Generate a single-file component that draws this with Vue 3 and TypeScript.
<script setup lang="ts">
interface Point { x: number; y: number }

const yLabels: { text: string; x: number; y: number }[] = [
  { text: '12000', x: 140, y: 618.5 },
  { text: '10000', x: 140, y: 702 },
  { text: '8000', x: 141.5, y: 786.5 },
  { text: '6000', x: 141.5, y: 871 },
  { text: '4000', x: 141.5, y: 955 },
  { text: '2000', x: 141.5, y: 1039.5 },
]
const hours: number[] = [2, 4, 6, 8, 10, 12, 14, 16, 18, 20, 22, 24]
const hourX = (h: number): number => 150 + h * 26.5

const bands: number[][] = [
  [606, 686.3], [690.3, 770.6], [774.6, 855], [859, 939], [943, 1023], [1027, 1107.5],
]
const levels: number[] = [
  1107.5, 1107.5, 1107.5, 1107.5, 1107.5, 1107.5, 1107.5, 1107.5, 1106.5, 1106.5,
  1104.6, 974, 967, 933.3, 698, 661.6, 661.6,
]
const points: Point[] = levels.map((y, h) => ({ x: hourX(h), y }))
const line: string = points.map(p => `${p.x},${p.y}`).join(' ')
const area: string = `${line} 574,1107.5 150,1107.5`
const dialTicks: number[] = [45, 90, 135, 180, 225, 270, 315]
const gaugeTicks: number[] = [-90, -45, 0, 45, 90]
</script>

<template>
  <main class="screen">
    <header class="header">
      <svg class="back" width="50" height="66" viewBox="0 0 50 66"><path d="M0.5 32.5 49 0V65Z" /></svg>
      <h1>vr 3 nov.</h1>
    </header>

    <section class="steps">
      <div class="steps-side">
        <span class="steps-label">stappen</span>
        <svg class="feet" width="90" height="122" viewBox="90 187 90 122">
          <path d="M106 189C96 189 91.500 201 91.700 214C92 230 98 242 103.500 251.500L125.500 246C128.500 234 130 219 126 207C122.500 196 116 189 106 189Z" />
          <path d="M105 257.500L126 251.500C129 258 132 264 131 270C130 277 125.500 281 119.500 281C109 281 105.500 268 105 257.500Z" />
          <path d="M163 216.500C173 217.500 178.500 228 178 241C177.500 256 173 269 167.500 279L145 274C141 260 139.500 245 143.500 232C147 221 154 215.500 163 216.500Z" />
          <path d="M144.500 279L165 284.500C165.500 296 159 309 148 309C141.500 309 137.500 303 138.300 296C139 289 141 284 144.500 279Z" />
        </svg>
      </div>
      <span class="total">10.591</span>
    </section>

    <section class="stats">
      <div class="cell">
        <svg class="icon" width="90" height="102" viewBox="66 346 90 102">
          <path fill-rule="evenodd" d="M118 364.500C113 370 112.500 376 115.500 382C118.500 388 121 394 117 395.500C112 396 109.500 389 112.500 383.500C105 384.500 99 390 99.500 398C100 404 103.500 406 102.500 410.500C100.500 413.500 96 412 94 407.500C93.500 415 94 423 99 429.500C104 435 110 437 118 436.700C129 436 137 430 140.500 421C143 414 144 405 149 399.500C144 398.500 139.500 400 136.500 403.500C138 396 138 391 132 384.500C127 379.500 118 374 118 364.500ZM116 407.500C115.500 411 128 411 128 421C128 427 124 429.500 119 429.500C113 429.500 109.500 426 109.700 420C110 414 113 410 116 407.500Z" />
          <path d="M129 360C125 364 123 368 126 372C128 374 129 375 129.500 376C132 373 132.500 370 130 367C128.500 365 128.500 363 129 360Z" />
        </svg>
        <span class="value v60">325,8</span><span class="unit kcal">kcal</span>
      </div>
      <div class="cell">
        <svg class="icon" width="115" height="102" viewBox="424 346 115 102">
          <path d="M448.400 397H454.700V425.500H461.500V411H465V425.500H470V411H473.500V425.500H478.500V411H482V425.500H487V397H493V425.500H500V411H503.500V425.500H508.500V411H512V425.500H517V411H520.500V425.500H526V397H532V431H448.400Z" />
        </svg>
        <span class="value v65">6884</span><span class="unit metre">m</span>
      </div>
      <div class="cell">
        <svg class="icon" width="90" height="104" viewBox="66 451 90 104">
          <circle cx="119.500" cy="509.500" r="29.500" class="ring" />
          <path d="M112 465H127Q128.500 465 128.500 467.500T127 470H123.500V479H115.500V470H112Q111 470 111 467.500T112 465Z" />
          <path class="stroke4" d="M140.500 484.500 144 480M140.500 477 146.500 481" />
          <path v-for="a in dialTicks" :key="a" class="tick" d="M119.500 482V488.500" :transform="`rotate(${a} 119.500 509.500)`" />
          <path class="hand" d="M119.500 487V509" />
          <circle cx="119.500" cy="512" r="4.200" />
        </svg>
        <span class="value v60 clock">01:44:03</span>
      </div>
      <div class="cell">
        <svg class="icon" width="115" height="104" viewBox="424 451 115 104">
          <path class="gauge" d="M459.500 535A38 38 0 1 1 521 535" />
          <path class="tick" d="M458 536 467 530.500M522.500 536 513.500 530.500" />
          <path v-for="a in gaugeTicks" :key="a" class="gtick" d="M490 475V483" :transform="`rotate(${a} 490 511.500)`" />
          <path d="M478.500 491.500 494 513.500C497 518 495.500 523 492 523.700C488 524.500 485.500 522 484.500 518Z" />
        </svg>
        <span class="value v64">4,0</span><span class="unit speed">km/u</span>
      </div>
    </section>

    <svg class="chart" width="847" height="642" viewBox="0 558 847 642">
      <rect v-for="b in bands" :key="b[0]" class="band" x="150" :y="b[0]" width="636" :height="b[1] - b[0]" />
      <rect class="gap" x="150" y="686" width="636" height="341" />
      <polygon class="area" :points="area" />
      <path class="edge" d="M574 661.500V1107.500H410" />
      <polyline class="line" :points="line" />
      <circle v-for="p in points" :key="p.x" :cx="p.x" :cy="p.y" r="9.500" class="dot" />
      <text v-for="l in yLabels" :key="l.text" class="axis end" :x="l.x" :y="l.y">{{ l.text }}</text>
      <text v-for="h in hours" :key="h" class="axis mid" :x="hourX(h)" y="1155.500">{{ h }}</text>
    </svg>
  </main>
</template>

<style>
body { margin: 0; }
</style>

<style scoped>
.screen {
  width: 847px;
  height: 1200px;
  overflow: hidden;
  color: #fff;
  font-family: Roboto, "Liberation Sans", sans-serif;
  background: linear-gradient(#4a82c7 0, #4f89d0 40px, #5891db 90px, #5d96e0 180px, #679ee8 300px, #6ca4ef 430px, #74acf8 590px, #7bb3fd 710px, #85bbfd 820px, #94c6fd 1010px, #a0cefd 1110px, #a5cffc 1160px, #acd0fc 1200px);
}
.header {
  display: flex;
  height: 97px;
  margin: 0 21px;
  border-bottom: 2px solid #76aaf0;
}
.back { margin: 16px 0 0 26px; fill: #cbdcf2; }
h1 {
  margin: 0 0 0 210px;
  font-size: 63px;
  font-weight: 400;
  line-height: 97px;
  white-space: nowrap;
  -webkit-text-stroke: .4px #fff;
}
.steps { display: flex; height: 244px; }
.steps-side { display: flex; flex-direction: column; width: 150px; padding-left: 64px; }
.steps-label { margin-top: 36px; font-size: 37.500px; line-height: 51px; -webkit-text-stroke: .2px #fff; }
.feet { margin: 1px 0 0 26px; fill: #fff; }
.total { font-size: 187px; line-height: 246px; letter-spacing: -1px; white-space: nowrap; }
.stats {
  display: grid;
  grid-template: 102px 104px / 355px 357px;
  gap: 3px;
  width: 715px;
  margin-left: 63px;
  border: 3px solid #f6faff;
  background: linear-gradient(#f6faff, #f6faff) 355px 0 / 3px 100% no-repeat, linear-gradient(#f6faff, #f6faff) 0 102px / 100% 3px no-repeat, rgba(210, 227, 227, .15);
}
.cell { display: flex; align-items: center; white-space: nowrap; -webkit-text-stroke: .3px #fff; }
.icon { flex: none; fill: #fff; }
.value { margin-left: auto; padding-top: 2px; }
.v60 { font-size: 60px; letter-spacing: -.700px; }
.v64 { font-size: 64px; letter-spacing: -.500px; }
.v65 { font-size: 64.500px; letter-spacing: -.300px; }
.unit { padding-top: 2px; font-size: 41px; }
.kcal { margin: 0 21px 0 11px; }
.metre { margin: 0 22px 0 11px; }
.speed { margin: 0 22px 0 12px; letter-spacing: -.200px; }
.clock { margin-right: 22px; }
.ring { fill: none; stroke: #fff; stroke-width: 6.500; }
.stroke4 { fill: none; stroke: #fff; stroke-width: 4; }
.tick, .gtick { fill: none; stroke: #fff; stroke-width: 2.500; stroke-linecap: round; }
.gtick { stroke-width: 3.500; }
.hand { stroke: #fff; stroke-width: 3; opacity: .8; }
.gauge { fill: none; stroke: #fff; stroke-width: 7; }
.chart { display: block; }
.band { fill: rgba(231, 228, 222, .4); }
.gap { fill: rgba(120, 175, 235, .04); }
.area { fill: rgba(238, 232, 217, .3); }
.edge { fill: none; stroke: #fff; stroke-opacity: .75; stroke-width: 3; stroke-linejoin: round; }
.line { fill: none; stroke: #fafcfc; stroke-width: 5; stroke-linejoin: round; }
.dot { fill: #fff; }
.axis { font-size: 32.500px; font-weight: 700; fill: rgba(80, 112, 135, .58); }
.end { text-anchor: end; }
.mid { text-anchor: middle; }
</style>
============
Return nothing but the lines from the start of the listing above through the line containing "const hourX = (h: number): number", exactly as given.

_RIGHT ANSWER_:
Generate a single-file component that draws this with Vue 3 and TypeScript.
<script setup lang="ts">
interface Point { x: number; y: number }

const yLabels: { text: string; x: number; y: number }[] = [
  { text: '12000', x: 140, y: 618.5 },
  { text: '10000', x: 140, y: 702 },
  { text: '8000', x: 141.5, y: 786.5 },
  { text: '6000', x: 141.5, y: 871 },
  { text: '4000', x: 141.5, y: 955 },
  { text: '2000', x: 141.5, y: 1039.5 },
]
const hours: number[] = [2, 4, 6, 8, 10, 12, 14, 16, 18, 20, 22, 24]
const hourX = (h: number): number => 150 + h * 26.5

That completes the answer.